Pure and unconscious alienating behaviour Agnetha is a forty two year old woman who has three children aged between 9 and 14. English is her second language but all of her children speak it as their first language. At home Agnetha only speaks Danish and her children do too.  Their father is English however and speaks to them in English.  Agnetha came to the Clinic via a court order and we spent several weeks working with her alone to understand her views on why her children had withdrawn from their father.  It became clear through doing this work that Agnetha believed that the children’s father had ulterior motives for wanting the children to spend time with him at his home, she believed he wanted to abuse the children.  When we took Agnetha through the reality, which was that their father wanted to share in the children’s upbringing she couldn’t (or wouldn’t) accept that this was true. we asked for a psychological assessment on Agnetha and it turned out she had borderline personality disorder, a presentation which is unlikely to be treated swiftly. This determined our treatment route.

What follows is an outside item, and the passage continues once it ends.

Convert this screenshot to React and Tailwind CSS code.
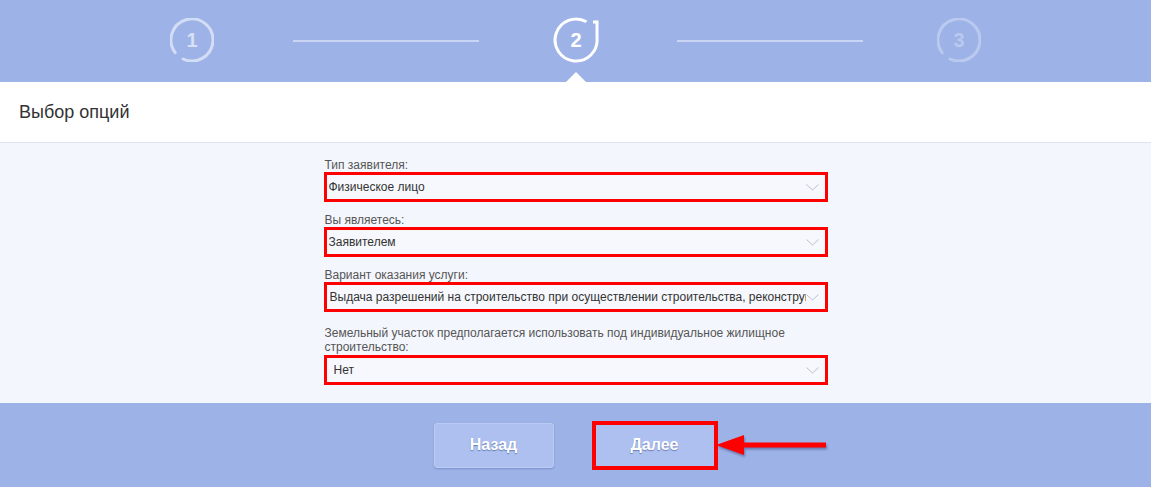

Hybrid alienating behaviour Asar and Mamun came into the Clinic via a court order. Their children are aged 8 and 9 and have aligned themselves to Asar. They refuse to see their father and hide when he comes to pick them up. When we start work with Asar she says she has always supported the relationship between the children and their father and that she is confused, upset and bewildered by their refusal to see him.  Mamun on the other hand sees Asar as the person responsible for the children’s withdrawal and continuously points out behaviours that he sees in her which cause it.  Asar sees Mamun as being too aggressive with her and with the children and says that she understands why they don’t want to see him, she used to feel like that too.  On working with Asar it is clear that she sees herself and the children as a unit with Mamun an outsider.  Asar’s mother comes into the clinic with her and confirms that Mamun is aggressive.  When we work with Mamun he can present as aggressive although it is clear this is caused by frustration more than anything else. Asar says that she wants to resolve the problem. Eventually we start a programme of parenting co-ordination which restores the relationship between the children and Mamun although he still interprets much of what the children say and do as being the influence of their mother and grandmother.

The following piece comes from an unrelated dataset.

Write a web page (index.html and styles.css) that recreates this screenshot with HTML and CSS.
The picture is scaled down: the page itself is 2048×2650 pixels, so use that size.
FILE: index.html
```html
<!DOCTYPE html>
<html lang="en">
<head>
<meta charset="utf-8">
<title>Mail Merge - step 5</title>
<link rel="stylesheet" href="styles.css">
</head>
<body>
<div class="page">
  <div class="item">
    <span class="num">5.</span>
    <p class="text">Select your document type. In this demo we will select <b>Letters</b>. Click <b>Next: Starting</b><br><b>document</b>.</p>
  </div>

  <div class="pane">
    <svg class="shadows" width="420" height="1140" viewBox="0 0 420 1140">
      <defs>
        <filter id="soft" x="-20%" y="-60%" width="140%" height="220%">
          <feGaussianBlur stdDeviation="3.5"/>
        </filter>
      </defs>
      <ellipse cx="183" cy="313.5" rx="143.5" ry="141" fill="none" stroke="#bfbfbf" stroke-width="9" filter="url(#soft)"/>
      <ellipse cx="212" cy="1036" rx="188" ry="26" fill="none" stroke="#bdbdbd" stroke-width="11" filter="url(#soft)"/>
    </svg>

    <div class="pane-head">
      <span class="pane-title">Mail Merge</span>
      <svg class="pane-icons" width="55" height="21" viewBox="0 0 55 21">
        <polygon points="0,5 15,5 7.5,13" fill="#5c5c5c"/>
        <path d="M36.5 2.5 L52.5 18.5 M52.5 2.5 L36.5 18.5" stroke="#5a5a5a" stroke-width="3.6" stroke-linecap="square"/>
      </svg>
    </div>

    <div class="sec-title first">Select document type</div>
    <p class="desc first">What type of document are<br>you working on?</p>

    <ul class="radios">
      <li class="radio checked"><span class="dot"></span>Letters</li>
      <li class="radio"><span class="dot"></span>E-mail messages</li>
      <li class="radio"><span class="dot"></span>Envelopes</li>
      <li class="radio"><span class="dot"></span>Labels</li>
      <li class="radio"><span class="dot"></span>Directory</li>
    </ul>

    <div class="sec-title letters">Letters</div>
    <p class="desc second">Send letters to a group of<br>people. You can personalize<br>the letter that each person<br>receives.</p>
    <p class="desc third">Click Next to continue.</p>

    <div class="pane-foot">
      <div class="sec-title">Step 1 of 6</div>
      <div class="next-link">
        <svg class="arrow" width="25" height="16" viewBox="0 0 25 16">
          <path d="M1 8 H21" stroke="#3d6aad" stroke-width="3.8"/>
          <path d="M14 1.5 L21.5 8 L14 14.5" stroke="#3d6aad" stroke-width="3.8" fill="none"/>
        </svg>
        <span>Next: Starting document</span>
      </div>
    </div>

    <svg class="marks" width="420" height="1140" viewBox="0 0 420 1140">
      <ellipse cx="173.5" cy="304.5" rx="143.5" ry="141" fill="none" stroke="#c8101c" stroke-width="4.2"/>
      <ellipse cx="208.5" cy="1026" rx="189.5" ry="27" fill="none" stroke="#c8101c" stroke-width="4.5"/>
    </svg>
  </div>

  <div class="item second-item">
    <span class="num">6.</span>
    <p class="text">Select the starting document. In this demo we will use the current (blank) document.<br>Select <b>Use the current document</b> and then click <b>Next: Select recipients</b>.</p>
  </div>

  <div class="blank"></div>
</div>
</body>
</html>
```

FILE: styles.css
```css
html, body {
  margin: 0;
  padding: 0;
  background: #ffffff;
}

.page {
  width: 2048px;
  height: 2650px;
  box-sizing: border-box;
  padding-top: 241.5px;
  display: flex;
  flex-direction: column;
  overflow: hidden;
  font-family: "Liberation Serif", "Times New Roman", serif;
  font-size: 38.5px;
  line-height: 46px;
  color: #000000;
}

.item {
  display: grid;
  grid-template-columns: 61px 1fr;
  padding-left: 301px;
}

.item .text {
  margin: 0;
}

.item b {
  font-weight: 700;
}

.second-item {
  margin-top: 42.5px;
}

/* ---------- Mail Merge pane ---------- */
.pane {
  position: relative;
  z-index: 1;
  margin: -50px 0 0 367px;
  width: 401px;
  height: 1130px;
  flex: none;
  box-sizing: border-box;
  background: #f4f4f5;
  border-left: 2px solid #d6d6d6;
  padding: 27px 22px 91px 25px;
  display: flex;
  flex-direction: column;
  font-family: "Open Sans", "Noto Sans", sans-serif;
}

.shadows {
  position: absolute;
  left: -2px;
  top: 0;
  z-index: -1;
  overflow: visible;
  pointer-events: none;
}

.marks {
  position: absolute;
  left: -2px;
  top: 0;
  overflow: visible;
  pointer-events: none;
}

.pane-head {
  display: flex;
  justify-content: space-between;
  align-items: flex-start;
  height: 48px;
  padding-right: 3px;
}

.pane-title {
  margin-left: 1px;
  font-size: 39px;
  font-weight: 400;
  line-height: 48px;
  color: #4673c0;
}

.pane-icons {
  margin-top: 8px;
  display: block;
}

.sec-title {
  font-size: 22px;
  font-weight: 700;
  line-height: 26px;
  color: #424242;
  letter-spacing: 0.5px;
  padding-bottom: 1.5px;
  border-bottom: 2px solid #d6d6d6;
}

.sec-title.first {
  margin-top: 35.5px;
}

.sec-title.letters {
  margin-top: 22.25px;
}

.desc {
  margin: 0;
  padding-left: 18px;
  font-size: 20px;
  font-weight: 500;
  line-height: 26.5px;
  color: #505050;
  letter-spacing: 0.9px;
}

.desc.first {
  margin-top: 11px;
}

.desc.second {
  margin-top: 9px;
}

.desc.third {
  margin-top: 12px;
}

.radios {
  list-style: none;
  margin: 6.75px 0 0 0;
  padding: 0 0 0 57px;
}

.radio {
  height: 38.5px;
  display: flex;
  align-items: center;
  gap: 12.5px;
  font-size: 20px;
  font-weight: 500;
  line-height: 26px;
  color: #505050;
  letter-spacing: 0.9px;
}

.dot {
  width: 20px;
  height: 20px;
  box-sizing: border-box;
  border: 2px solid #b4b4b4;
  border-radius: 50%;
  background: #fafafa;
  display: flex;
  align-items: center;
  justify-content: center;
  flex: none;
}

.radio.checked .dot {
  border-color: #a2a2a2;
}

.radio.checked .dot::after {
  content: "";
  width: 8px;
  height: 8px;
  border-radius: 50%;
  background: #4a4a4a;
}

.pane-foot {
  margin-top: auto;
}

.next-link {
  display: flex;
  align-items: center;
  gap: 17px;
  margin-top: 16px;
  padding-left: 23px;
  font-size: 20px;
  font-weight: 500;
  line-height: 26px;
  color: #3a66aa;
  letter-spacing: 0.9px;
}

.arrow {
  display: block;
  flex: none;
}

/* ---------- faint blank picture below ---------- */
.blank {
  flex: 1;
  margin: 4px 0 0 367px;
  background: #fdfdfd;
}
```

Aligned parents are all different and their behaviours are as unique as they are.  Respecting aligned parents is an important part of working with them even when we know that they are deliberately alienating children, even when we know that it is severe and therefore abusive.  Respect is an important part of our work and we have respect even when we are acting against the wishes of the aligned parent, even when we are asking the court to do something powerful such as change residence.  Respect and understanding is what is missing in so many of these families and it is therefore essential to offer this even when making decisions against someone.

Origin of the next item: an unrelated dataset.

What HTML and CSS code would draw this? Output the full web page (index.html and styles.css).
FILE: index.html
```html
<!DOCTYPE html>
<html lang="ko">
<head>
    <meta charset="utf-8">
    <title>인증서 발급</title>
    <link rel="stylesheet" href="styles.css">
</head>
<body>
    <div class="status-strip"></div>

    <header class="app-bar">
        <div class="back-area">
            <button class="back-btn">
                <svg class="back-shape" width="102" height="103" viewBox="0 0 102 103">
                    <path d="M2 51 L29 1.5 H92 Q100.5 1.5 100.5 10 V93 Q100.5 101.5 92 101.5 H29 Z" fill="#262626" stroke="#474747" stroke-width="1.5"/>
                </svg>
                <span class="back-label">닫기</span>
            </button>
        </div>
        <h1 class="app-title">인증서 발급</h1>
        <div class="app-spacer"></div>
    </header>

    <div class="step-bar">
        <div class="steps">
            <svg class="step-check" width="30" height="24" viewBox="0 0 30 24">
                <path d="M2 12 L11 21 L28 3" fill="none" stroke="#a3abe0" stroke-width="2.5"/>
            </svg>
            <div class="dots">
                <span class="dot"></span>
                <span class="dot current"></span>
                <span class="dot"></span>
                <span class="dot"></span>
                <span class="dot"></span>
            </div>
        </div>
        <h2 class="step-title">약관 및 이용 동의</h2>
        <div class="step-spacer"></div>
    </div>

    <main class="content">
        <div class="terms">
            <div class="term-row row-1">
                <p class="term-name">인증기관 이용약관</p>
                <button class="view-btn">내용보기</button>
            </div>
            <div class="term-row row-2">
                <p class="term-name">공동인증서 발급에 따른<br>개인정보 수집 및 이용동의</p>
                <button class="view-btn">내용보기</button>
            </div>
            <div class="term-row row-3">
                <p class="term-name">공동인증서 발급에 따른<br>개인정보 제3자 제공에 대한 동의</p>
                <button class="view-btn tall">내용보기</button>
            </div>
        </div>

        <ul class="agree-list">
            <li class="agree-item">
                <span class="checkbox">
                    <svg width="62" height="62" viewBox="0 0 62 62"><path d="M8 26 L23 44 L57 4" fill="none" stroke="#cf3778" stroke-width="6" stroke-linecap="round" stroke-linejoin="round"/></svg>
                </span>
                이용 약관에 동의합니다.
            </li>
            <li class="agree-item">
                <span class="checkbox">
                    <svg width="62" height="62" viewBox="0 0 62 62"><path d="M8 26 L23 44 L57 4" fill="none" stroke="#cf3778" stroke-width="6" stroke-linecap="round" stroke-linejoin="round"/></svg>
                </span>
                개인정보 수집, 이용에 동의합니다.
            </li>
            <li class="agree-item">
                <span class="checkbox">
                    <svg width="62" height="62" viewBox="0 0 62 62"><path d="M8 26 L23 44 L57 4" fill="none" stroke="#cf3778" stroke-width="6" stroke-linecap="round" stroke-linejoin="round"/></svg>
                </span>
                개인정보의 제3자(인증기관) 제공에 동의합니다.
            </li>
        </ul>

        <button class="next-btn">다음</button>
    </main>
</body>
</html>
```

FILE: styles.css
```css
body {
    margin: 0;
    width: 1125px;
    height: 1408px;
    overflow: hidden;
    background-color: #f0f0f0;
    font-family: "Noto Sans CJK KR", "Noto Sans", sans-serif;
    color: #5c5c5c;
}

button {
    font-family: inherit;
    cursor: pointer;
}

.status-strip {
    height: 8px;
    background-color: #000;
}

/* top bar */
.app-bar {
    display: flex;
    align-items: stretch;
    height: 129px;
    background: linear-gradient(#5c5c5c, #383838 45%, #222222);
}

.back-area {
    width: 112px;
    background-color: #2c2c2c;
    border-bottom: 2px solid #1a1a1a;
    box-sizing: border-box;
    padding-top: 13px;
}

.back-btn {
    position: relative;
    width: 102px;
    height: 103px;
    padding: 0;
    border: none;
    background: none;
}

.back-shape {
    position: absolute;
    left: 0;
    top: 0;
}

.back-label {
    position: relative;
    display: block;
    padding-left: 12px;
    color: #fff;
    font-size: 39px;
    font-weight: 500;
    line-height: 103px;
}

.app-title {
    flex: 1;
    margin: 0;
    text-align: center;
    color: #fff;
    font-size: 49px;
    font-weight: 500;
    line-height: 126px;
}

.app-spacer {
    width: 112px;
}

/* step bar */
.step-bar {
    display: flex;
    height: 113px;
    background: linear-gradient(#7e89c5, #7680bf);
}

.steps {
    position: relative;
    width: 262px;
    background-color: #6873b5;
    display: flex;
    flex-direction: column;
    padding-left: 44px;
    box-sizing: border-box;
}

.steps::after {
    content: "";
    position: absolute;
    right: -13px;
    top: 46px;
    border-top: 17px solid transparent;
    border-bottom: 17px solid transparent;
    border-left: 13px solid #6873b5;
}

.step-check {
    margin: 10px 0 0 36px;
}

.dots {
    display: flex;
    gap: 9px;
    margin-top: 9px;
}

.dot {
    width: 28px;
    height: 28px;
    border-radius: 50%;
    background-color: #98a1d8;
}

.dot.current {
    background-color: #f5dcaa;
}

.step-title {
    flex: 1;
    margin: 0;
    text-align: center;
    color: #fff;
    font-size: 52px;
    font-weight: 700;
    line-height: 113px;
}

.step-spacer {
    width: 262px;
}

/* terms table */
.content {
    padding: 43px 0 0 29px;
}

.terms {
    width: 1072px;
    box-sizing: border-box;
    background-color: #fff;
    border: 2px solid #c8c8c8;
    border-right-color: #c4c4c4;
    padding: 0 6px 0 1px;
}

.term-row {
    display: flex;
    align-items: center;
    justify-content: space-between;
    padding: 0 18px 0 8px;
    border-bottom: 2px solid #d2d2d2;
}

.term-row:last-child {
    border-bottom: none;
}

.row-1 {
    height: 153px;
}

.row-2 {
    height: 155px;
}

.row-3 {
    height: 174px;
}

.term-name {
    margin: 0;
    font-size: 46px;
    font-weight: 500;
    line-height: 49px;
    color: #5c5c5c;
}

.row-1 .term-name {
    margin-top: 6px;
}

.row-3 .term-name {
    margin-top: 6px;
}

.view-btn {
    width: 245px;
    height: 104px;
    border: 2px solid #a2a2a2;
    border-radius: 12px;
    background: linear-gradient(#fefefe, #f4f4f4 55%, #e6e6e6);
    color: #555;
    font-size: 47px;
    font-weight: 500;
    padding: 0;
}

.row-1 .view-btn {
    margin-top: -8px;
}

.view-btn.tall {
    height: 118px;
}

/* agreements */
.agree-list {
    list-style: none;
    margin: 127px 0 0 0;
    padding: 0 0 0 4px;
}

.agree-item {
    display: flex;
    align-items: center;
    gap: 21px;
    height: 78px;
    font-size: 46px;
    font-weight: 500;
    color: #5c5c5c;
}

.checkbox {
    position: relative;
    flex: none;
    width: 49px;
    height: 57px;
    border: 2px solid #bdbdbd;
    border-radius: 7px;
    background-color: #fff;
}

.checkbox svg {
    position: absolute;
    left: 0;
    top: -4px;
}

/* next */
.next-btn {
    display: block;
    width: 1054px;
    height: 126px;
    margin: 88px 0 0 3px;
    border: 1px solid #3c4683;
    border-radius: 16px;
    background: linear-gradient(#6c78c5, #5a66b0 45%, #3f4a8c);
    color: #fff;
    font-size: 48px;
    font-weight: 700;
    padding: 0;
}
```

When we are working with alienating parents we never forget that this person is part of the child and always will be and that the child’s journey, once alienated, will always require them to know how to cope with what has been done to them and the person who has done it. Healing alienation happens when all parties are involved and new behavioural patterns are established. Even when a child has to be removed from an alienating parent that is still the case.  The mystery of alienating parents is that they cannot ever be removed from the child’s internal and external landscape and it would be wrong to even try.